POD1 = 192.168.2.10/24 (node1, cbr0 192.168.2.1) POD2 = 192.168.3.10/24 (node2, cbr1 192.168.3.1)

POD1 will send the traffic destined for POD2 to it’s GW (cbr0) because both are in different subnet.
GW doesn’t know about 192.168.3.0/24 network hence it will forward the traffic to physical interface of node1.
node1 will forward the traffic to it’s own physical rourter/gateway.
That physical router/GW should have the route for 192.168.3.0/24 network to route the traffic to node2.
Once traffic reaches node2, it pass that traffic to POD2 through cbr1

If the Calico CNI it’s responsible for adding the routes for cbr (docker bridge IP address) in all nodes.

Q: How POD to service communication works?

A: PODs are ephemeral their IP address can change hence to communicate with POD in reliable way service is used as a proxy or load balancer. A service is a type of kubernetes resource that causes a proxy to be configured to forward requests to a set of pods. The set of pods that will receive traffic is determined by the selector, which matches labels assigned to the pods when they were created. K8 provides an internal cluster DNS that resolves the service name.

Service is using different internal network than POD network. netfilter rules which are injected by kube-proxy are used to redirect the request actually destined for service IP to right POD.

Q: How does service knows about healthy endpoints?

A: kubelet running on worker node is responsible for detecting the unhealth endpoints, it passes that information to API server then eventually this information is passed to kube-proxy which wil adjust the netfilter rules accordingly.

I highly recommend reading the following series to get solid understanding about the K8 networking.

https://medium.com/google-cloud/understanding-kubernetes-networking-pods-7117dd28727

https://medium.com/google-cloud/understanding-kubernetes-networking-services-f0cb48e4cc82

https://medium.com/google-cloud/understanding-kubernetes-networking-ingress-1bc341c84078

Security

Q: What are the various things can be done to increase the K8 security?

A: This is a huge topic, I am sharing some thoughts on it.

By default, POD can communicate with any other POD, we can setup network policies to limit this communication between the PODs.
RBAC (Role based access control) to narrow down the permissions.
Use namespaces to establish security boundaries.
Set the admission control policies to avoid running the priviledged containers.
Turn on audit logging.

Monitoring

Q: How to monitor K8 cluster?

A: Prometheus is used for K8 monitoring. Prometheus ecosystem consists of multiple components.

main Prometheus server which scrapes and stores time series data
client libraries for instrumenting application code
a push gateway for supporting short-lived jobs
special-purpose exporters for services like HAProxy, StatsD, Graphite, etc.
an alertmanager to handle alerts
various support tools

Q: How to make prometheus HA?

A: You may run multiple instances of prometheus HA but grafana can use only of them as a datasource.

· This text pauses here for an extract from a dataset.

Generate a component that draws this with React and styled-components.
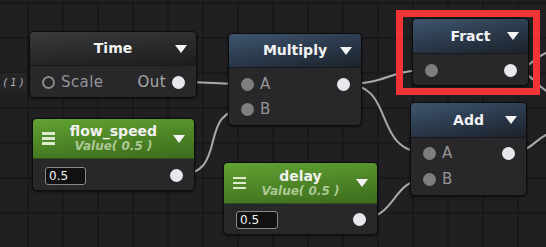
import styled, { createGlobalStyle } from 'styled-components';

const GlobalStyle = createGlobalStyle`
  html, body {
    margin: 0;
    padding: 0;
    background: #1f1f22;
  }
`;

const Canvas = styled.div`
  position: relative;
  width: 546px;
  height: 247px;
  overflow: hidden;
  background-color: #202023;
  background-image:
    linear-gradient(to right, #19191b 0, #19191b 2px, transparent 2px),
    linear-gradient(to bottom, #19191b 0, #19191b 2px, transparent 2px);
  background-size: 35px 35px;
  background-position: 27px 2px;
  font-family: "DejaVu Sans", Verdana, sans-serif;
`;

const Wires = styled.svg`
  position: absolute;
  left: 0;
  top: 0;
  width: 546px;
  height: 247px;
`;

const NodeBox = styled.div`
  position: absolute;
  left: ${p => p.$x}px;
  top: ${p => p.$y}px;
  width: ${p => p.$w}px;
  box-sizing: border-box;
  border: 1px solid #0c0c0d;
  border-radius: 5px;
  background: #28282b;
  box-shadow: 0 1px 3px rgba(0, 0, 0, 0.6);
  overflow: hidden;
`;

const headerBg = {
  dark: 'linear-gradient(175deg, #3b3b3d 0%, #2c2c2e 45%, #1d1d1f 100%)',
  blue: 'linear-gradient(170deg, #3f556e 0%, #2d3d50 45%, #1c222b 100%)',
  green: 'linear-gradient(175deg, #62a232 0%, #4e8627 50%, #3d6c1d 100%)',
};

const Header = styled.div`
  display: grid;
  grid-template-columns: 30px 1fr 30px;
  align-items: center;
  height: ${p => p.$h}px;
  background: ${p => headerBg[p.$variant]};
  border-bottom: 1px solid ${p => (p.$variant === 'green' ? '#2f4f1a' : '#18191c')};
`;

const Slot = styled.div`
  display: flex;
  align-items: center;
  justify-content: center;
`;

const Titles = styled.div`
  display: flex;
  flex-direction: column;
  align-items: center;
  gap: 1px;
  line-height: 1.05;
`;

const Title = styled.span`
  color: #f2f2f2;
  font-weight: bold;
  font-size: 14px;
  white-space: nowrap;
`;

const Sub = styled.span`
  color: #acc994;
  font-weight: bold;
  font-style: italic;
  font-size: 12px;
  white-space: nowrap;
`;

const Arrow = styled.div`
  width: 0;
  height: 0;
  border-left: 6.5px solid transparent;
  border-right: 6.5px solid transparent;
  border-top: 8px solid #f4f4f4;
`;

const Menu = styled.div`
  display: flex;
  flex-direction: column;
  gap: 2.5px;
  & > i {
    display: block;
    width: 13px;
    height: 2.5px;
    background: #dcebd0;
  }
`;

const Body = styled.div`
  padding: ${p => p.$pad};
`;

const Row = styled.div`
  display: flex;
  align-items: center;
  justify-content: space-between;
  height: ${p => p.$h || 25}px;
  padding: 0 11px 0 12px;
`;

const Side = styled.div`
  display: flex;
  align-items: center;
  gap: 6px;
`;

const Port = styled.div`
  width: 13px;
  height: 13px;
  border-radius: 50%;
  box-sizing: border-box;
  background: ${p => (p.$out ? '#e8e8ec' : '#7e7e80')};
`;

const Ring = styled.div`
  width: 13px;
  height: 13px;
  border-radius: 50%;
  box-sizing: border-box;
  border: 2.5px solid #8a8a8c;
`;

const Label = styled.span`
  color: ${p => (p.$out ? '#a8a8aa' : '#959597')};
  font-size: 15px;
  letter-spacing: 0.4px;
  line-height: 1;
`;

const ValueInput = styled.div`
  box-sizing: border-box;
  width: ${p => p.$w}px;
  height: 18px;
  border: 1px solid #8a8a8a;
  border-radius: 3px;
  background: #111112;
  color: #f0f0f0;
  font-size: 12px;
  line-height: 16px;
  padding-left: 3px;
`;

const Default = styled.div`
  position: absolute;
  left: 0;
  top: 73px;
  width: 27px;
  height: 19px;
  display: flex;
  align-items: center;
  justify-content: center;
  background: #252528;
  color: #b8b8ba;
  font-size: 10px;
  font-style: italic;
  white-space: pre;
`;

const Highlight = styled.div`
  position: absolute;
  left: 396px;
  top: 10px;
  width: 144px;
  height: 85px;
  box-sizing: border-box;
  border: 7px solid #ef3535;
`;

const Node = ({ x, y, w, variant, title, sub, menu, headerH, pad, children }) => (
  <NodeBox $x={x} $y={y} $w={w}>
    <Header $variant={variant} $h={headerH}>
      <Slot>{menu && <Menu><i /><i /><i /></Menu>}</Slot>
      <Titles>
        <Title>{title}</Title>
        {sub && <Sub>{sub}</Sub>}
      </Titles>
      <Slot><Arrow /></Slot>
    </Header>
    <Body $pad={pad}>{children}</Body>
  </NodeBox>
);

const wires = [
  'M179,82 C213,82 213,84 247,84',
  'M177,175 C232,175 194,109 247,109',
  'M344,84 C390,84 385,70 430,70',
  'M344,84 C398,84 370,153 428,153',
  'M359,219 C398,219 390,179 428,179',
  'M511,70 C530,70 532,58 548,52',
  'M511,70 C530,70 534,84 548,92',
  'M508,153 C530,153 534,140 548,134',
];

const App = () => (
  <>
    <GlobalStyle />
    <Canvas>
      <Wires viewBox="0 0 546 247">
        {wires.map(d => (
          <path key={d} d={d} fill="none" stroke="#a9a9ab" strokeWidth="2" />
        ))}
      </Wires>

      <Default>( 1 )</Default>

      <Node x={29} y={31} w={168} variant="dark" title="Time" headerH={33} pad="4px 0 2px">
        <Row>
          <Side><Ring /><Label>Scale</Label></Side>
          <Side><Label $out>Out</Label><Port $out /></Side>
        </Row>
      </Node>

      <Node x={228} y={33} w={134} variant="blue" title="Multiply" headerH={33} pad="4px 0 3px">
        <Row>
          <Side><Port /><Label>A</Label></Side>
          <Port $out />
        </Row>
        <Row>
          <Side><Port /><Label>B</Label></Side>
        </Row>
      </Node>

      <Node x={412} y={18} w={117} variant="blue" title="Fract" headerH={34} pad="4px 0 2px">
        <Row>
          <Port />
          <Port $out />
        </Row>
      </Node>

      <Node x={410} y={102} w={117} variant="blue" title="Add" headerH={34} pad="3px 0 3px">
        <Row>
          <Side><Port /><Label>A</Label></Side>
          <Port $out />
        </Row>
        <Row $h={26}>
          <Side><Port /><Label>B</Label></Side>
        </Row>
      </Node>

      <Node x={32} y={118} w={163} variant="green" title="flow_speed" sub="Value( 0.5 )" menu headerH={39} pad="4px 0 2px">
        <Row>
          <ValueInput $w={41}>0.5</ValueInput>
          <Port $out />
        </Row>
      </Node>

      <Node x={223} y={162} w={155} variant="green" title="delay" sub="Value( 0.5 )" menu headerH={40} pad="3px 0 2px">
        <Row>
          <ValueInput $w={42}>0.5</ValueInput>
          <Port $out />
        </Row>
      </Node>

      <Highlight />
    </Canvas>
  </>
);

export default App;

You may put load balancer in front of multiple prometheus instances, use sticky sessions and failover if one of the prometheus instance dies. This make things complicated. Thanos is another project which solve these challenges.

Q: What are other challenges with prometheus?

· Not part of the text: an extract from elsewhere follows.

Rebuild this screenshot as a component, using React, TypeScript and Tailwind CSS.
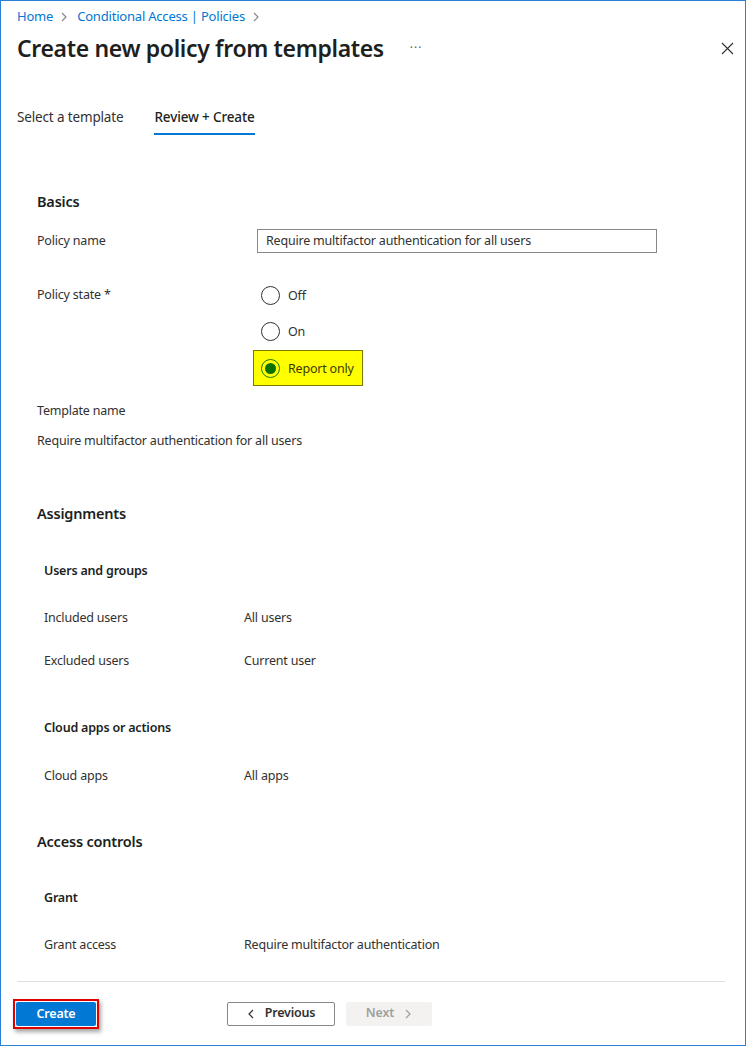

A: Desipte of being very good at K8 monitoring, prometheus still have some issues:

Prometheus HA support.
No downsampling is available for collected metrics over the period of time.
No support for object storage for long term metric retention.

All of these challenges are again overcome by Thanos.

Q: What’s prometheus operator?

A: The mission of the Prometheus Operator is to make running Prometheus on top of Kubernetes as easy as possible, while preserving configurability as well as making the configuration Kubernetes native.

Logging

Q: How to get the central logs from POD?

A: This architecture depends upon application and many other factors. Following are the common logging patters

Node level logging agent
Streaming sidecar container
Sidecar container with logging agent
Export logs directly from the application

In our setup, filebeat and journalbeat are running as daemonset. Logs collected by these are dumped to kafka topic which are eventually dumped to ELK stack.

Same can be achieved using EFK stack and fluentd-bit.